サウジアラビアで国家規模で展開しているプロジェクトに日系企業として参加している。現地での楽しみは、料理や外食、ゴルフやサッカーなどのスポーツと、釣りやバーベキューなど。
新郎と踊るデュエットダンス
こんにちは。nk4です。今回は、サウジアラビアという国を特徴づけるイスラム教の文化についてお話しします。
サウジアラビアの国教はイスラム教のため、国の文化もイスラム教の戒律に基づいています。特に印象深かったのは、顧客であるサウジアラビア人の結婚パーティーに招待された時のこと。「久々に女性と話せるかも!」と喜んで会場に向かったところ、出席者は男性のみであることが判明。新婦の姿を見ることすらできませんでした。

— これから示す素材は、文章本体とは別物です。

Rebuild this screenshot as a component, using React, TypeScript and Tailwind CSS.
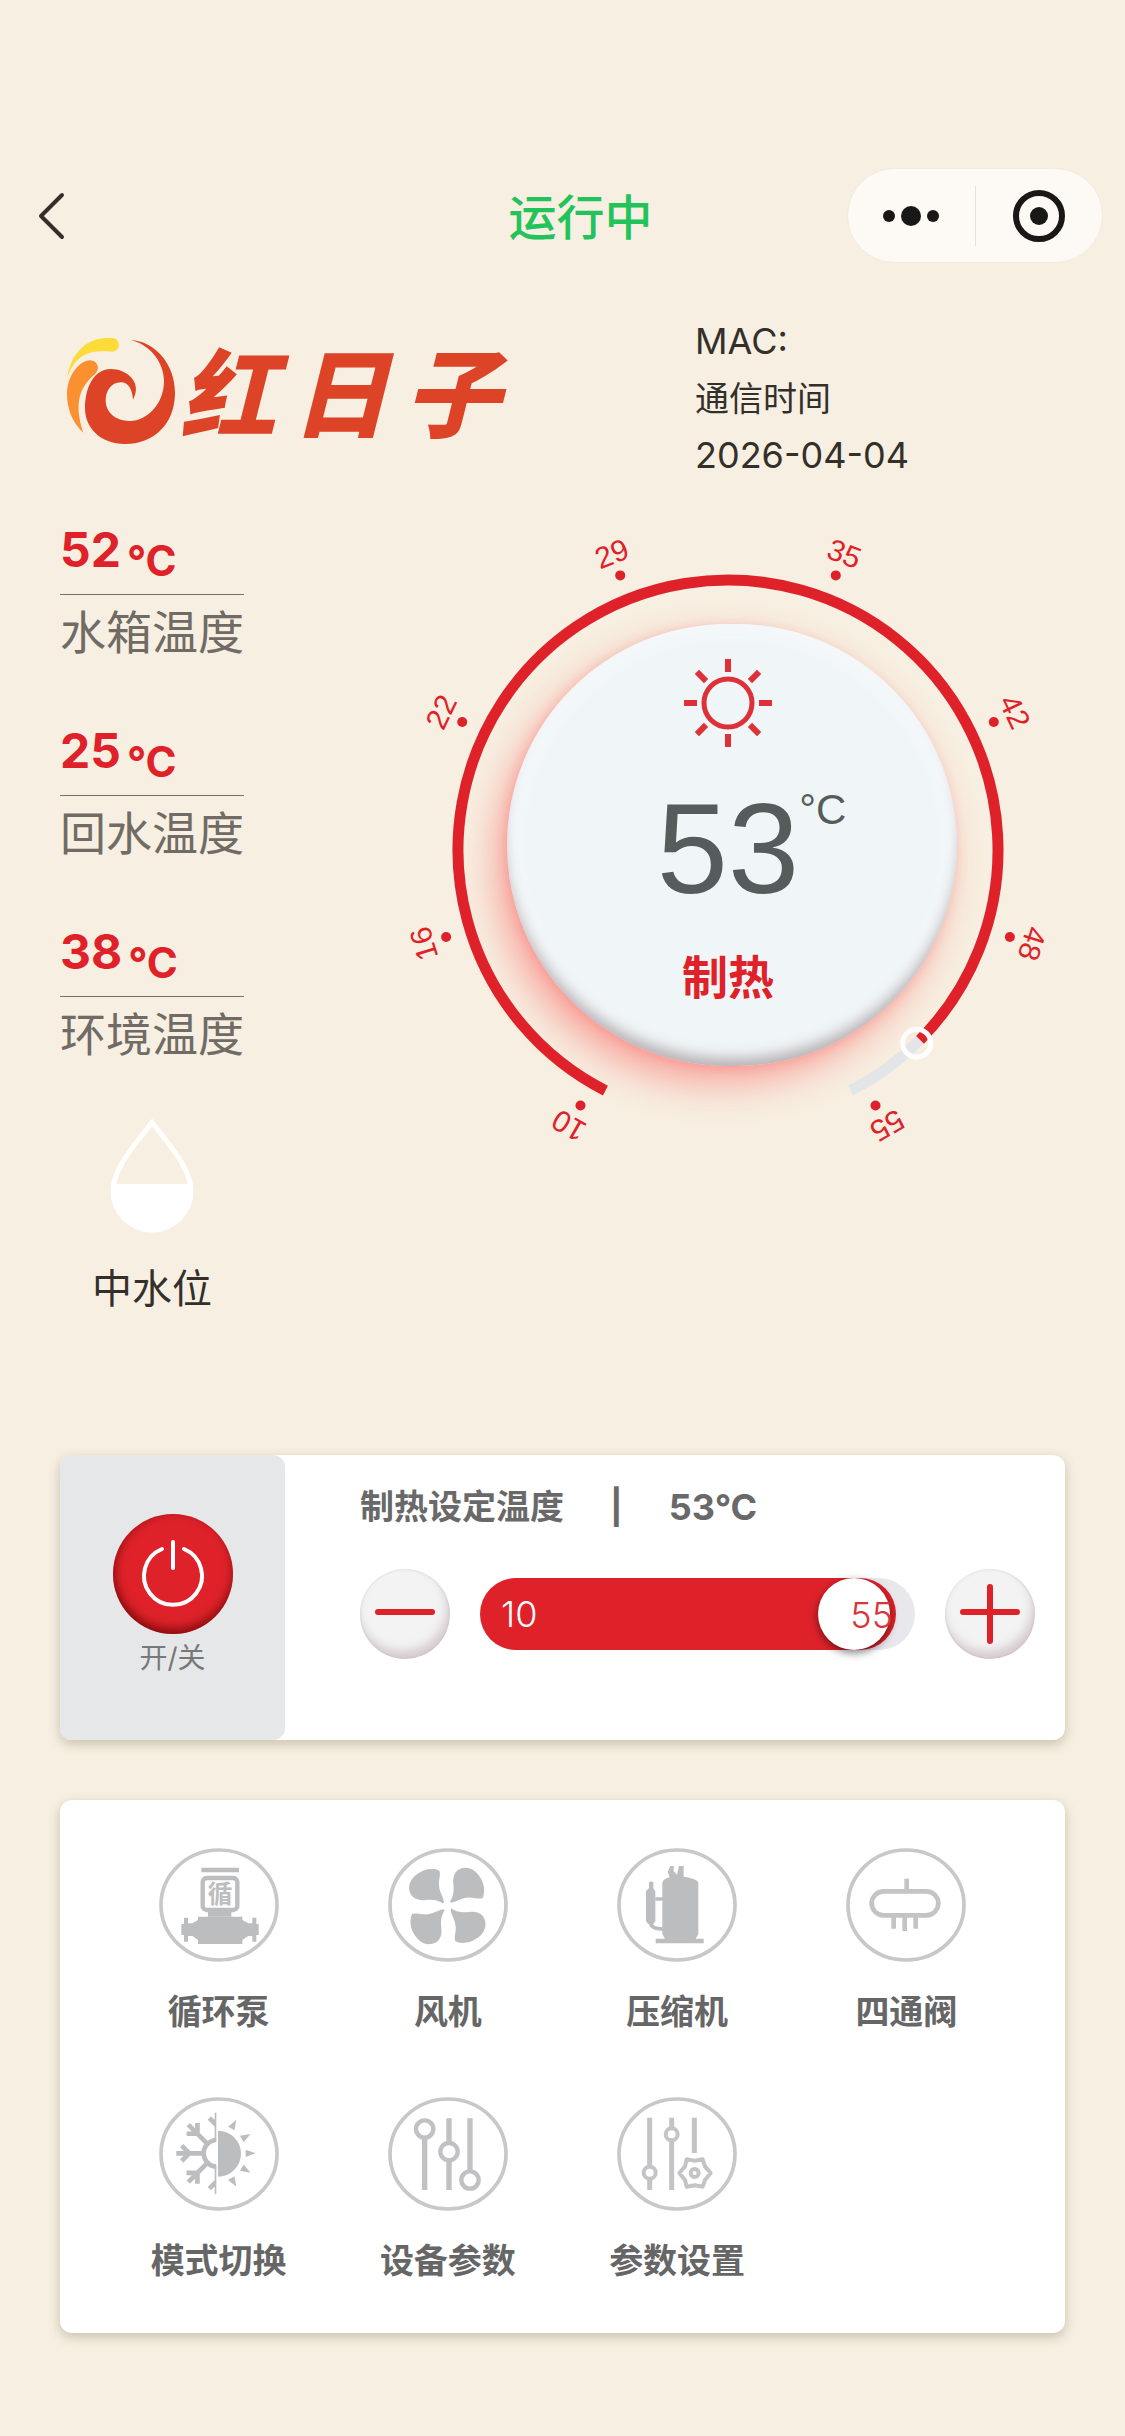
import { useState, type ReactNode } from 'react'
import clsx from 'clsx'

const MIN_TEMP = 10
const MAX_TEMP = 55

interface Sensor {
  name: string
  value: number
}

const sensors: Sensor[] = [
  { name: '水箱温度', value: 52 },
  { name: '回水温度', value: 25 },
  { name: '环境温度', value: 38 }
]

const ticks = [10, 16, 22, 29, 35, 42, 48, 55]

function BrandLogo (): React.JSX.Element {
  return (
    <div className="flex items-center gap-1 pt-6">
      <svg viewBox="78 48 330 324" className="h-[108px] w-[110px]" aria-hidden="true">
        <path fill="#fddc3a" d="M82 170C90 110 130 51 200 51H215C243 51 245 91 215 92C170 90 112 84 82 170Z" />
        <path fill="#fb9030" d="M130 335C95 302 80 260 81 215C84 160 120 118 150 118C176 120 180 145 165 160C125 192 98 240 130 335Z" />
        <path fill="#dc4327" d="M272 57C345 60 405 130 405 215C405 310 340 369 255 369C180 369 135 320 135 262C135 195 165 144 212 144C262 144 308 185 279 236C277 205 265 184 243 184C212 184 197 212 197 238C197 275 228 300 268 300C325 300 372 245 372 180C372 125 330 70 272 57Z" />
      </svg>
      <p className="flex gap-4 pt-2 text-[96px] leading-[92px] font-black text-[#dc4327] italic">
        <span>红</span>
        <span>日</span>
        <span>子</span>
      </p>
    </div>
  )
}

function SensorReading ({ name, value }: Sensor): React.JSX.Element {
  return (
    <div>
      <div className="flex h-[65px] gap-[6px] border-b border-[#77716a] font-bold text-[#df222a]">
        <span className="text-[48px] leading-[40px]">{value}</span>
        <span className="text-[42px] leading-[62px]">°C</span>
      </div>
      <p className="text-[46px] leading-[74px] text-[#706b65]">{name}</p>
    </div>
  )
}

function WaterDrop (): React.JSX.Element {
  return (
    <svg viewBox="0 0 84 114" className="h-[114px] w-[84px]" aria-hidden="true">
      <path d="M42 3C34 16 3 46 3 72A39 39 0 0 0 81 72C81 46 50 16 42 3Z" fill="none" stroke="#fff" strokeWidth="5" strokeLinejoin="round" />
      <path d="M3 65H81V72A39 39 0 0 1 3 72Z" fill="#fff" />
    </svg>
  )
}

// angle is measured clockwise from the bottom of the dial
function pointAt (angle: number, radius: number): { x: number, y: number } {
  const rad = angle * Math.PI / 180
  return { x: 338 - radius * Math.sin(rad), y: 330 + radius * Math.cos(rad) }
}

function arc (from: number, to: number, radius: number): string {
  const start = pointAt(from, radius)
  const end = pointAt(to, radius)
  return `M${start.x} ${start.y}A${radius} ${radius} 0 ${to - from > 180 ? 1 : 0} 1 ${end.x} ${end.y}`
}

function Sun (): React.JSX.Element {
  return (
    <svg viewBox="0 0 92 92" className="h-[92px] w-[92px]" fill="none" stroke="#dd3038" aria-hidden="true">
      <circle cx="46" cy="46" r="24" strokeWidth="5" />
      {[0, 45, 90, 135, 180, 225, 270, 315].map(angle => (
        <path key={angle} d="M46 2V15" strokeWidth="6" transform={`rotate(${angle} 46 46)`} />
      ))}
    </svg>
  )
}

function Dial ({ temp }: { temp: number }): React.JSX.Element {
  const angle = 30 + (temp - MIN_TEMP) / (MAX_TEMP - MIN_TEMP) * 300 - 2
  const handle = pointAt(angle + 1, 270)

  return (
    <div className="grid h-[640px] w-[680px] place-items-center">
      <svg viewBox="0 0 680 640" className="h-full w-full [grid-area:1/1]" aria-hidden="true">
        <path d={arc(angle, 333, 270)} fill="none" stroke="#e3e6e8" strokeWidth="11" />
        <path d={arc(27, angle, 270)} fill="none" stroke="#df222a" strokeWidth="11" />
        <circle cx={handle.x} cy={handle.y} r="14" fill="none" stroke="#fff" strokeWidth="5" />
        {ticks.map((tick, i) => {
          const tickAngle = 30 + i * 300 / 7
          const dot = pointAt(tickAngle, 295)
          const label = pointAt(tickAngle, 318)
          return (
            <g key={tick} fill="#df222a">
              <circle cx={dot.x} cy={dot.y} r="5" />
              <text
                x={label.x}
                y={label.y}
                dy="10"
                textAnchor="middle"
                className="font-['Liberation_Sans',sans-serif] text-[30px]"
                transform={`rotate(${tickAngle + 180} ${label.x} ${label.y})`}
              >
                {tick}
              </text>
            </g>
          )
        })}
      </svg>
      <div className="mt-[10px] ml-1 flex h-[442px] w-[450px] flex-col items-center rounded-full bg-[#f0f6f7] pt-[33px] pr-2 shadow-[-12px_18px_36px_rgba(250,80,80,0.45),-2px_2px_12px_rgba(250,90,90,0.25),inset_0_-12px_14px_-4px_rgba(90,70,75,0.4),inset_0_0_24px_rgba(250,250,255,1)] [grid-area:1/1]">
        <Sun />
        <p className="relative mt-9 font-['Liberation_Sans',sans-serif] text-[128px] leading-[128px] text-[#565b5c]">
          {temp}
          <span className="absolute top-1 left-full text-[42px] leading-[42px]">°C</span>
        </p>
        <p className="mt-9 text-[46px] leading-[56px] font-bold text-[#df222a]">制热</p>
      </div>
    </div>
  )
}

interface RoundButtonProps {
  label: string
  onClick: () => void
  children: ReactNode
}

function RoundButton ({ label, onClick, children }: RoundButtonProps): React.JSX.Element {
  return (
    <button
      type="button"
      aria-label={label}
      onClick={onClick}
      className="flex h-[90px] w-[90px] shrink-0 items-center justify-center rounded-full bg-[#f3f3f4] shadow-[inset_-3px_-8px_10px_rgba(160,130,140,0.35),inset_0_0_3px_rgba(0,0,0,0.12)]"
    >
      <svg viewBox="0 0 60 60" className="h-[60px] w-[60px]" fill="none" stroke="#df222a" strokeWidth="6" strokeLinecap="round">
        {children}
      </svg>
    </button>
  )
}

function FeatureIcon ({ children }: { children: ReactNode }): React.JSX.Element {
  return (
    <svg viewBox="0 0 360 342" className="h-[114px] w-[120px]" aria-hidden="true">
      <ellipse cx="180" cy="171" rx="174" ry="165" fill="none" stroke="#c8c8ca" strokeWidth="11" />
      {children}
    </svg>
  )
}

const features: Array<{ name: string, icon: ReactNode }> = [
  {
    name: '循环泵',
    icon: (
      <g fill="#bcbdbf">
        <path d="M127 59H240V73H127ZM147 188H217V206H147Z" />
        <path d="M117 206H250V216L268 226H280V209H292V228H299V261H292V281H280V264H268L250 276V288H117V276L100 264H87V281H75V261H67V228H75V209H87V226H100L117 216Z" />
        <rect x="131" y="90" width="104" height="96" rx="12" fill="none" stroke="#bcbdbf" strokeWidth="13" />
        <text x="183" y="165" textAnchor="middle" className="text-[74px] font-bold">循</text>
      </g>
    )
  },
  {
    name: '风机',
    icon: (
      <g fill="#bcbdbf">
        {[0, 90, 180, 270].map(angle => (
          <path key={angle} d="M154 68C118 52 70 80 64 112C60 142 80 160 112 156C138 153 154 158 168 168C170 148 150 132 153 102C154 88 158 78 154 68Z" transform={`rotate(${angle} 178 174)`} />
        ))}
        <circle cx="178" cy="174" r="15" fill="#fff" />
      </g>
    )
  },
  {
    name: '压缩机',
    icon: (
      <g fill="#bcbdbf">
        <path d="M136 104Q138 94 158 88L152 72L160 54H170V70L180 80L186 54H200V86Q244 92 244 106V258L236 272H260V286H116V272H144L136 258Z" />
        <path d="M96 101H109V120L115 130V220L109 228H94L87 220V130L96 120Z" />
        <path d="M115 153H138M101 224Q102 243 138 243" fill="none" stroke="#bcbdbf" strokeWidth="11" />
      </g>
    )
  },
  {
    name: '四通阀',
    icon: (
      <g fill="none" stroke="#c3c4c6" strokeWidth="14">
        <rect x="77" y="130" width="200" height="72" rx="36" />
        <path d="M182 92V130M143 206V242M176 206V249M209 206V242" />
      </g>
    )
  },
  {
    name: '模式切换',
    icon: (
      <g fill="#bcbdbf">
        <path d="M177 101A68 68 0 0 1 177 239Z" />
        {[-60, -30, 0, 30, 60].map(angle => (
          <path key={angle} d="M260 158L290 169L260 180Z" transform={`rotate(${angle} 174 169)`} />
        ))}
        <g fill="none" stroke="#bcbdbf" strokeWidth="14" clipPath="url(#left-half)">
          <circle cx="174" cy="169" r="40" />
          {[0, 45, 90, -45, -90].map(angle => (
            <path key={angle} d="M134 169H52M68 146L91 169L68 192" transform={`rotate(${angle} 174 169)`} />
          ))}
        </g>
        <clipPath id="left-half">
          <rect x="0" y="0" width="172" height="342" />
        </clipPath>
      </g>
    )
  },
  {
    name: '设备参数',
    icon: (
      <g fill="none" stroke="#c0c1c3" strokeWidth="16">
        <path d="M110 122V279M183 64V138M183 190V279M246 64V222" />
        <g strokeWidth="13">
          <circle cx="110" cy="96" r="26" />
          <circle cx="183" cy="164" r="26" />
          <circle cx="246" cy="249" r="26" />
        </g>
      </g>
    )
  },
  {
    name: '参数设置',
    icon: (
      <g fill="none" stroke="#c4c4c6" strokeWidth="15" strokeLinejoin="round">
        <path d="M98 62V208M98 246V279M164 62V93M164 131V279M232 62V168" />
        <g strokeWidth="12">
          <circle cx="98" cy="227" r="18" />
          <circle cx="164" cy="112" r="18" />
          <path d="M187 228L204 208L209 187L233 191L257 187L264 208L281 228L264 249L257 269L233 265L209 269L204 249Z" />
          <circle cx="233" cy="228" r="12" />
        </g>
      </g>
    )
  }
]

export default function App (): React.JSX.Element {
  const [target, setTarget] = useState(53)
  const [running, setRunning] = useState(true)

  function changeTarget (value: number) {
    setTarget(Math.min(MAX_TEMP, Math.max(MIN_TEMP, value)))
  }

  return (
    <main className="min-h-screen bg-[#f7efe1] pt-[168px] pb-[100px] font-[Inter,'Noto_Sans_CJK_SC',sans-serif] text-[#33302c]">
      <header className="grid grid-cols-[1fr_auto_1fr] items-center pr-[22px] pl-[38px]">
        <button type="button" aria-label="返回" className="w-7">
          <svg viewBox="0 0 28 48" className="h-12 w-7" fill="none" stroke="#33302c" strokeWidth="4" strokeLinecap="round" strokeLinejoin="round">
            <path d="M24 3L3 24L24 45" />
          </svg>
        </button>
        <h1 className="pt-1 pl-5 text-[48px] leading-[56px] font-medium text-[#22c35b]">{running ? '运行中' : '已关机'}</h1>
        <div className="flex h-[95px] w-64 items-center justify-self-end rounded-full border border-[#f1eadf] bg-[#fdf9f4]">
          <button type="button" aria-label="更多" className="flex h-full flex-1 items-center justify-center">
            <svg viewBox="0 0 60 24" className="h-6 w-[60px]" fill="#191817">
              <circle cx="8" cy="12" r="6" />
              <circle cx="30" cy="12" r="10" />
              <circle cx="52" cy="12" r="6" />
            </svg>
          </button>
          <span className="h-[60px] w-px bg-[#e6e1da]" />
          <button type="button" aria-label="关闭" className="flex h-full flex-1 items-center justify-center">
            <svg viewBox="0 0 54 54" className="h-[54px] w-[54px]">
              <circle cx="27" cy="27" r="23" fill="none" stroke="#191817" strokeWidth="6" />
              <circle cx="27" cy="27" r="9" fill="#191817" />
            </svg>
          </button>
        </div>
      </header>

      <section className="mt-[50px] flex items-start justify-between pl-[66px]">
        <BrandLogo />
        <div className="w-[430px] text-[36px] leading-[57px]">
          <p>MAC:</p>
          <p className="text-[34px]">通信时间</p>
          <p>2026-04-04</p>
        </div>
      </section>

      <section className="mt-9 flex justify-between pr-[55px] pl-[60px]">
        <div className="w-[184px] pt-[10px]">
          <div className="flex flex-col gap-[62px]">
            {sensors.map(sensor => <SensorReading key={sensor.name} {...sensor} />)}
          </div>
          <div className="mt-12 flex flex-col items-center">
            <WaterDrop />
            <p className="mt-8 text-[40px] leading-[48px]">中水位</p>
          </div>
        </div>
        <Dial temp={target} />
      </section>

      <section className="mx-[60px] mt-[142px] flex h-[285px] rounded-xl bg-white shadow-[0_4px_12px_rgba(90,90,60,0.3)]">
        <div className="flex w-[225px] shrink-0 flex-col items-center rounded-xl bg-[#e6e7e9] pt-[59px]">
          <button
            type="button"
            id="power"
            onClick={() => { setRunning(!running) }}
            className={clsx(
              'flex h-[120px] w-[120px] items-center justify-center rounded-full shadow-[inset_0_-6px_10px_rgba(90,0,0,0.55),inset_4px_0_8px_rgba(90,0,0,0.25)]',
              running ? 'bg-[#df222a]' : 'bg-[#9b9b9b]'
            )}
          >
            <svg viewBox="0 0 68 68" className="h-[68px] w-[68px]" fill="none" stroke="#fff" strokeWidth="4" strokeLinecap="round">
              <path d="M34 2V28" />
              <path d="M23 9A29 29 0 1 0 45 9" />
            </svg>
          </button>
          <label htmlFor="power" className="text-[28px] leading-[48px] text-[#77787a]">开/关</label>
        </div>

        <div className="flex-1 pt-[30px] pr-[30px] pl-[75px]">
          <h2 className="flex gap-[46px] text-[34px] leading-[44px] font-bold text-[#696969]">
            <span>制热设定温度</span>
            <span>|</span>
            <span className="text-[36px]">{target}°C</span>
          </h2>
          <div className="mt-10 flex items-center gap-[30px]">
            <RoundButton label="降低温度" onClick={() => { changeTarget(target - 1) }}>
              <path d="M3 28H57" />
            </RoundButton>
            <div className="relative h-[72px] flex-1 rounded-full bg-[#e8e8ec]">
              <div
                className="flex h-full min-w-[150px] items-center justify-between rounded-full bg-[#df222a] pl-[21px]"
                style={{ width: `${(target - MIN_TEMP) / (MAX_TEMP - MIN_TEMP) * 100}%` }}
              >
                <span className="text-[36px] font-light text-white">{MIN_TEMP}</span>
                <span className="mr-[6px] h-[72px] w-[72px] rounded-full bg-white shadow-[0_3px_8px_rgba(0,0,0,0.5)]" />
              </div>
              <span className="absolute top-0 right-[22px] text-[36px] leading-[74px] font-light text-[#d8363c]">{MAX_TEMP}</span>
              <input
                type="range"
                aria-label="制热设定温度"
                min={MIN_TEMP}
                max={MAX_TEMP}
                value={target}
                onChange={event => { changeTarget(Number(event.target.value)) }}
                className="absolute inset-0 h-full w-full cursor-pointer opacity-0"
              />
            </div>
            <RoundButton label="升高温度" onClick={() => { changeTarget(target + 1) }}>
              <path d="M3 28H57M30 3V57" />
            </RoundButton>
          </div>
        </div>
      </section>

      <section className="mx-[60px] mt-[60px] grid grid-cols-4 gap-y-[61px] rounded-xl bg-white px-11 pt-12 pb-12 shadow-[0_4px_12px_rgba(90,90,60,0.3)]">
        {features.map(feature => (
          <button key={feature.name} type="button" className="flex flex-col items-center gap-[26px]">
            <FeatureIcon>{feature.icon}</FeatureIcon>
            <span className="text-[34px] leading-[48px] font-bold text-[#666666]">{feature.name}</span>
          </button>
        ))}
      </section>
    </main>
  )
}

聞くところによると、こちらの結婚披露パーティーは、新郎新婦がそろうことはなく、新郎側と新婦側とで、それぞれ別々の日に開くもののようです。招待状も、新郎新婦の父親が差出人となっており、「われわれの息子・娘の結婚祝いに来てください」というニュアンスで書かれています。パーティーは両家の男性の親交を深めるという意味合いが強く、日本のように結婚する二人の門出を祝うのとは、目的自体が異なるようでした。
なお、パーティーは、開始時間もはっきりとは決まっていなくて「22時半ぐらい」ととてもアバウト。深夜0時ごろからダンスが始まり、そのあとは流れ解散という、かなり斬新なプログラムでした。リズム感がないためダンスが苦手な私は「絶対に踊らない」と決めていたのですが、突然、見知らぬサウジアラビア人男性に肩をつかまれて会場の中央に連れ出され、無理やり新郎とのデュエットダンスを披露する羽目に。「踊り」といっても、新郎と向かい合って両手をつなぎ、ピョコピョコ回転するような感じの踊りでしたが、参りました。別の機会に、花いちもんめに似たダンスを踊らされたこともあります。
もともとは別々の国だったサウジアラビアの主要都市
サウジアラビアが現在の形に統一されたのは、つい80年ほど前の話。それまでは別々の国だったので、地方によって文化が全然違います。簡単に言うと、東に大都市コバール、西に大都市ジェッダ、真ん中に首都リアドがあり、それぞれ文化が異なるのです。私のお気に入りはジェッダで、日本でいうと大阪のような賑(にぎ)やかさがあり、明るい人柄の人が多いように思います。ジェッダでは、ベール(アバヤ)で顔を隠していない女性が多く、くっきりした目鼻立ちの美女が多い印象もあります。なお、顔を隠すかどうかは各家庭の方針によるそうで、単純にイスラム教の戒律が緩いとか厳しいとかいう話ではないそうです。
なお、サウジアラビアは現在、イエメンと戦争をしていますが、意外なことに、人の移動には制限がかかっていないのか、近くの街のレストランではイエメン人が多く働いています。彼らは、ラマダン時期には帰国し、ラマダンが明けるとまたサウジアラビアに戻ったりと、自由に行き来をしています。デリケートな話題なだけあって、直接彼らに聞いたわけではないのですが、どうやら戦争状態にあっても、市民レベルでは表立って敵対するような態度を取っていないようです。ただ、こういうご時世であることもあり、街中では、テロや王に関する話はご法度。いたるところで秘密警察が目を光らせていて、うかつな発言をするとスパイ容疑がかかると言われています。
ちなみに、イエメン料理は薄味で自然の出汁(だし)が効いていて最高においしいと思っています。特に、「マスーブ」というスイーツが私のお気に入り。ナンとバナナ、デーツをすり潰(つぶ)して蜂蜜を混ぜて食べるのですが、東京・原宿の竹下通りに店を出したら間違いなく流行(はや)ると思うくらい、日本人の味覚に合っていると思います。
次回は、私のサウジアラビアでの暮らしについてお話しします。
結婚パーティーで、新郎と踊っている時の光景。周りの参加客たちは、男同士のダンスを笑いながら見ていたり、カメラを構えて撮影したりしていた。
結婚式の円卓に運ばれてきた料理。サウジアラビアの料理には、米を使うものが多い。
サウジアラビアに数多くあるイエメン料理のレストラン。右上、スプーンが刺さっている料理が、お気に入りのスイーツ「マスーブ」だ。
サウジアラビア西部の大都市ジェッダのプライベートビーチ。
砂嵐の様子。視界が遮られ、自動車の運転にも危険が伴う。